1College of Computing & GVU Center, Georgia Institute of Technology, USA
2ICMC, Universidade de São Paulo, Brazil
3Human Media Research Laboratories, NEC Corp., Japan
Abstract: Collaborative environments typically provide a medium for realizing or capturing discussion. While valuable, the discussion is often decontextualized from the situation in which it makes sense. Anchored collaboration environments provide a mechanism for connecting collaboration to digital media content, such as Web-based syllabi and assignment descriptions. The most significant learning context in most classes is still the face-to-face whole class lecture or discussion. The Classroom 2000 project at Georgia Tech is capturing classroom experiences in multiple media: audio, video, presenter's slides, presenter's whiteboard markings, and students' notes. By connecting the Classroom 2000 captured lectures to a persistent collaboration space, we provide (a) a mechanism for asynchronous collaboration that is anchored in class contexts and (b) a means for treating class activity as persistent learning medium for later comment and collaborative extension. This paper describes a pilot study to create a collaborative discussion space anchored in captured classroom lectures.

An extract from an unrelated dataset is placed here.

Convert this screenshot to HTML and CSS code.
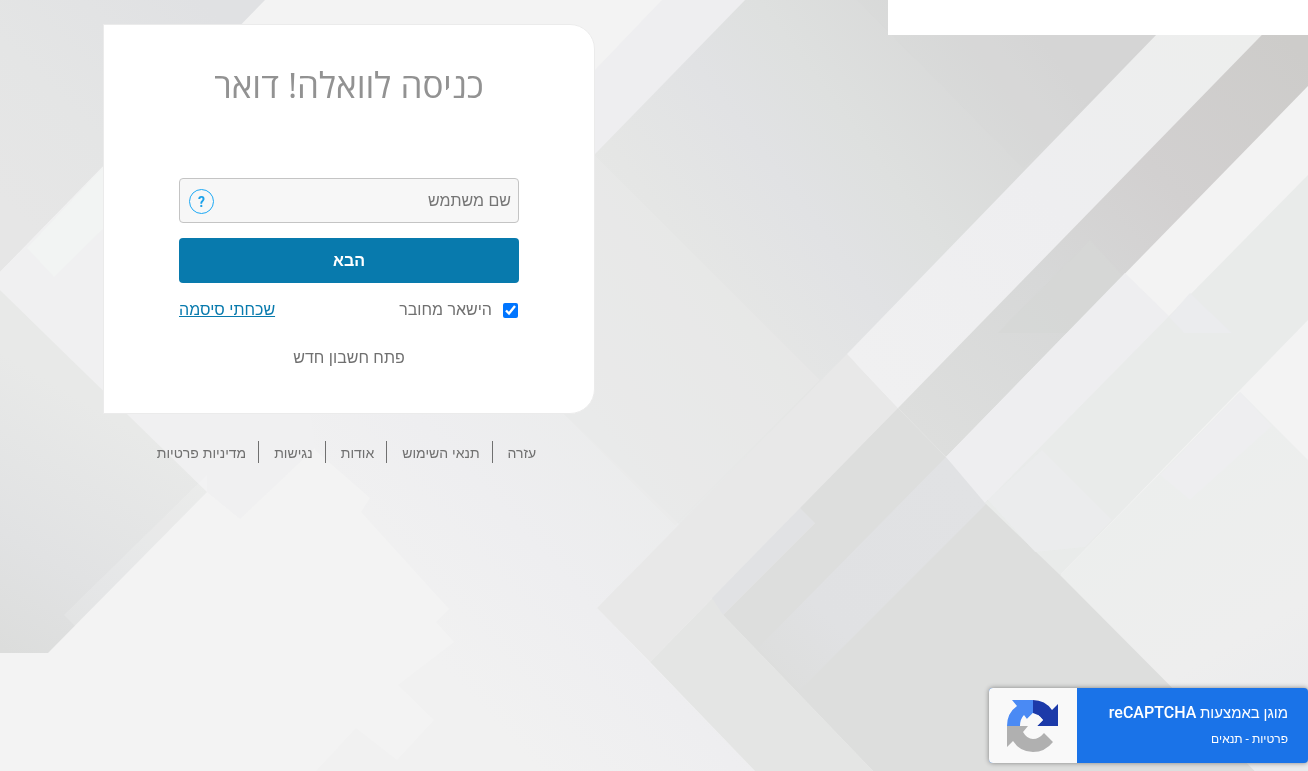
FILE: index.html
```html
<!DOCTYPE html>
<html lang="he" dir="rtl">
<head>
    <meta charset="UTF-8">
    <meta name="viewport" content="width=device-width, initial-scale=1.0">
    <title>כניסה לוואלה! דואר</title>
    <link rel="stylesheet" href="styles.css">
</head>
<body>
    <svg class="bg" viewBox="0 0 1308 771" preserveAspectRatio="xMinYMin slice" aria-hidden="true">
        <defs>
            <linearGradient id="corner" gradientUnits="userSpaceOnUse" x1="0" y1="200" x2="200" y2="0">
                <stop offset="0" stop-color="#e6e6e6"/>
                <stop offset=".4" stop-color="#e4e5e5"/>
                <stop offset="1" stop-color="#e0e1e3"/>
            </linearGradient>
            <linearGradient id="left" gradientUnits="userSpaceOnUse" x1="20" y1="660" x2="150" y2="440">
                <stop offset="0" stop-color="#dcdddc"/>
                <stop offset=".4" stop-color="#e1e2e3"/>
                <stop offset="1" stop-color="#e8e9e8"/>
            </linearGradient>
            <linearGradient id="haze" gradientUnits="userSpaceOnUse" x1="400" y1="620" x2="620" y2="420">
                <stop offset="0" stop-color="#f1f1f1"/>
                <stop offset=".5" stop-color="#eeeef0"/>
                <stop offset="1" stop-color="#ebecec"/>
            </linearGradient>
            <linearGradient id="slab" gradientUnits="userSpaceOnUse" x1="580" y1="400" x2="1050" y2="50">
                <stop offset="0" stop-color="#e9eaea"/>
                <stop offset=".3" stop-color="#e5e6e5"/>
                <stop offset=".5" stop-color="#e1e2e4"/>
                <stop offset=".65" stop-color="#dee0df"/>
                <stop offset="1" stop-color="#d5d5d5"/>
            </linearGradient>
            <linearGradient id="ray" gradientUnits="userSpaceOnUse" x1="1230" y1="20" x2="870" y2="380">
                <stop offset="0" stop-color="#edeeed"/>
                <stop offset=".5" stop-color="#eeeef0"/>
                <stop offset="1" stop-color="#f0f0f1"/>
            </linearGradient>
            <linearGradient id="dark" gradientUnits="userSpaceOnUse" x1="1308" y1="60" x2="920" y2="430">
                <stop offset="0" stop-color="#cdccca"/>
                <stop offset=".35" stop-color="#d2d0d0"/>
                <stop offset=".65" stop-color="#d7d8d8"/>
                <stop offset="1" stop-color="#dddedd"/>
            </linearGradient>
            <linearGradient id="bluish" gradientUnits="userSpaceOnUse" x1="966" y1="480" x2="770" y2="676">
                <stop offset="0" stop-color="#e1e2e4"/>
                <stop offset=".7" stop-color="#e0e1e3"/>
                <stop offset="1" stop-color="#dddedd"/>
            </linearGradient>
            <linearGradient id="fog" gradientUnits="userSpaceOnUse" x1="1100" y1="500" x2="1260" y2="771">
                <stop offset="0" stop-color="#eceeed"/>
                <stop offset=".6" stop-color="#eeeeee"/>
                <stop offset="1" stop-color="#eaebed"/>
            </linearGradient>
        </defs>
        <path fill="#f3f3f3" d="M0 0H1308V771H0z"/>
        <path fill="url(#corner)" d="M0 0H265L0 272z"/>
        <path fill="#f0f0f1" d="M0 272L103 167V390L352 413L240 519L207 492L0 290z"/>
        <path fill="#f2f4f3" d="M27 248L54 277L103 229V167z"/>
        <path fill="url(#haze)" d="M310 413H620L690 530L597 608L755 771H316L356 728L397 760L434 720L398 685L454 642L436 622L449 609L361 512L370 498L315 450z"/>
        <path fill="url(#left)" d="M0 290L207 492L48 653H0z"/>
        <path fill="#fff" opacity=".15" d="M64 615L207 475V492L75 626z"/>
        <path fill="#eeeef0" d="M662 0H745L595 155V70z"/>
        <path fill="url(#slab)" d="M745 0H1190L860 360L680 525L560 410V190z"/>
        <path fill="#e9e9e9" opacity=".5" d="M595 155L820 380L675 525L560 410z"/>
        <path fill="#d8d8d8" opacity=".2" d="M857 0H1190L1023 168z"/>
        <path fill="#e8e8e8" d="M847 354L898 408L650 662L597 608z"/>
        <path fill="#e4e5e4" d="M898 408L650 662L755 771H873L723 615L912 426z"/>
        <path fill="#e1e2e4" d="M800 508L712 598L723 615L815 523z"/>
        <path fill="#dddedd" d="M898 408L946 457L1255 771H873L723 615L815 523L800 508z"/>
        <path fill="url(#bluish)" d="M946 457L988 502L800 690L758 648z"/>
        <path fill="url(#ray)" d="M1190 0H1296L898 408L847 354z"/>
        <path fill="url(#dark)" d="M1296 0H1308V86L946 457L898 408z"/>
        <path fill="#d5d7d6" opacity=".7" d="M998 333L1090 240L1123 276L1068 333z"/>
        <path fill="#eeeef0" d="M1125 273L1170 317L985 503L946 457z"/>
        <path fill="#e9ebea" d="M1308 175V320L1060 575L985 503z"/>
        <path fill="#ebecee" d="M988 500L1042 450L1112 520L1085 547L1035 552z" opacity=".7"/>
        <path fill="#ebecee" d="M1190 293L1232 333H1184L1169 317z"/>
        <path fill="url(#fog)" d="M1240 392L1308 460V771H1255L1060 575z"/>
        <path fill="#eeeef0" d="M1240 392L1272 426L1190 500L1160 475z"/>
    </svg>

    <div class="page">
        <div class="banner"></div>
        <main class="content">
            <section class="card">
                <h1>כניסה לוואלה! דואר</h1>
                <form>
                    <div class="field">
                        <input type="text" id="username" placeholder="שם משתמש" aria-label="שם משתמש">
                        <button type="button" class="help" aria-label="עזרה">?</button>
                    </div>
                    <button type="submit" class="next">הבא</button>
                    <div class="options">
                        <label for="remember"><input type="checkbox" id="remember" checked>הישאר מחובר</label>
                        <a href="#">שכחתי סיסמה</a>
                    </div>
                    <a href="#" class="signup">פתח חשבון חדש</a>
                </form>
            </section>
            <nav class="links">
                <a href="#">עזרה</a>
                <a href="#">תנאי השימוש</a>
                <a href="#">אודות</a>
                <a href="#">נגישות</a>
                <a href="#">מדיניות פרטיות</a>
            </nav>
        </main>
    </div>

    <aside class="recaptcha">
        <div class="recaptcha-text">
            <p>מוגן באמצעות <strong>reCAPTCHA</strong></p>
            <small><a href="#">פרטיות</a> - <a href="#">תנאים</a></small>
        </div>
        <div class="recaptcha-logo">
            <svg viewBox="0 0 52 52" width="52" height="52" aria-hidden="true">
                <path fill="#4a8af4" d="M26 0H5L10 6Q0 13 0 26H13Q13 19 17 15L20 19L26 13z"/>
                <path fill="#1c3aa9" d="M26 0Q38 0 45 10L51 4V26H30L36 20Q33 16 31 15L26 21z"/>
                <path fill="#f9f9f9" d="M20 19L26 13L31 15L36 20L30 26H20z"/>
                <path fill="#b0b0b0" d="M0 26H21L16 32Q20 39 26 39Q32 39 37 33L46 42Q38 52 26 52Q13 52 6 41L0 47z"/>
            </svg>
        </div>
    </aside>
</body>
</html>
```
FILE: styles.css
```css
*{
    box-sizing: border-box;
    margin: 0;
    padding: 0;
}
body{
    min-height: 100vh;
    background-color: #f3f3f3;
    font-family: "Liberation Sans", Arial, sans-serif;
    font-size: 16px;
    color: #707070;
}
a{
    color: inherit;
    text-decoration: none;
}
.bg{
    position: fixed;
    top: 0;
    left: 0;
    width: 100%;
    height: 100%;
    z-index: -1;
}
.page{
    display: flex;
    justify-content: space-between;
    align-items: flex-start;
}
.banner{
    width: 420px;
    height: 35px;
    background-color: white;
}
.content{
    width: 492px;
    margin-top: 24px;
    margin-left: 103px;
}
.card{
    padding: 32px 75px 43px;
    background-color: white;
    border: 1px solid #ebebeb;
    border-radius: 0 25px 25px 0;
}
.card h1{
    height: 121px;
    line-height: 56px;
    font-family: "Open Sans", sans-serif;
    font-size: 35px;
    font-weight: 400;
    color: #929292;
    text-align: center;
    white-space: nowrap;
}
.field{
    position: relative;
    margin-bottom: 15px;
}
.field input{
    display: block;
    width: 100%;
    height: 45px;
    padding: 0 7px 0 44px;
    font: inherit;
    color: inherit;
    background-color: #f7f7f7;
    border: 1px solid #c4c4c4;
    border-radius: 4px;
}
.field input::placeholder{
    color: #757575;
}
.help{
    position: absolute;
    top: 11px;
    left: 10px;
    width: 25px;
    height: 25px;
    font: bold 14px Roboto, sans-serif;
    color: #1ba1ea;
    background: none;
    border: 1px solid #1da9f5;
    border-radius: 50%;
}
.next{
    display: block;
    width: 100%;
    height: 45px;
    font: inherit;
    font-weight: 700;
    color: white;
    background-color: #087aad;
    border: none;
    border-radius: 4px;
}
.options{
    display: flex;
    justify-content: space-between;
    margin-top: 15px;
    line-height: 24px;
}
.options label{
    display: flex;
    align-items: center;
    gap: 11px;
}
.options input{
    width: 15px;
    height: 15px;
    margin-right: 1px;
}
.options a{
    color: #087aad;
    text-decoration: underline;
}
.signup{
    display: block;
    margin-top: 24px;
    line-height: 24px;
    text-align: center;
}
.links{
    display: flex;
    justify-content: center;
    margin-top: 27px;
    padding-right: 8px;
    font-size: 14px;
    line-height: 20px;
}
.links a{
    padding: 2px 12px 0 15px;
}
.links a + a{
    border-right: 1px solid #707070;
}
.recaptcha{
    position: fixed;
    right: 0;
    bottom: 8px;
    display: flex;
    width: 319px;
    height: 75px;
    color: white;
    background-color: #1a73e8;
    border-radius: 4px;
    box-shadow: 0 0 5px gray;
    overflow: hidden;
}
.recaptcha-text{
    flex: 1;
    padding: 13px 20px 0 0;
    font-family: Roboto, "Liberation Sans", sans-serif;
}
.recaptcha-text p{
    line-height: 24px;
    font-size: 15px;
}
.recaptcha-text strong{
    font-size: 16px;
    font-weight: 500;
}
.recaptcha-text small{
    display: block;
    margin-top: 4px;
    line-height: 20px;
    font-size: 12px;
}
.recaptcha-logo{
    display: flex;
    align-items: center;
    justify-content: center;
    width: 88px;
    background-color: #f9f9f9;
}
```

Keywords: situated learning, discussion forum, computer-mediated communication
Many computer-supported collaborative learning (CSCL) environments provide collaboration support in terms of a medium for discussion. Threaded discussion spaces (such as MFK-Speakeasy (Hsi & Hoadley, 1997)) provide a mechanism for asynchronous discussion where the structure of the discussion is reflected in the interface. In chat systems, MUDs, or MOOs (Bruckman, 1994; Bruckman & Resnick, 1995), the collaborative environment is a medium for synchronous collaboration. However, in a classroom context, there is a danger that the discussion forums may be decontextualized from the students' activity.
In some classroom contexts, there are on-line (usually Web-based) resources that can serve as anchor points for discussions. Many higher-education classroom contexts today have syllabi or assignment descriptions available on the Web, which can be used in a structure we call anchored collaboration where the discussion is linked directly to an artifact of interest to students (Guzdial et al., 1997; Guzdial & Turns, 1999; Hmelo, Guzdial & Turns, 1998). By anchoring the collaboration to material useful to the students (e.g., a midterm exam review, a problem statement, a report to review), the discussion becomes more relevant to the students' activities. In particular, anchored discussions tend to be more sustained than less-connected discussion spaces, such as newsgroups (Guzdial, 1997). Several CSCL tools being used in higher education can be used for anchored discussions (e.g., CoNote (Davis & Huttenlocher, 1995)). In lower grades where significant resources are available on-line, such as in the Virtual High School (Hsi, 1999), anchored collaboration can be also used.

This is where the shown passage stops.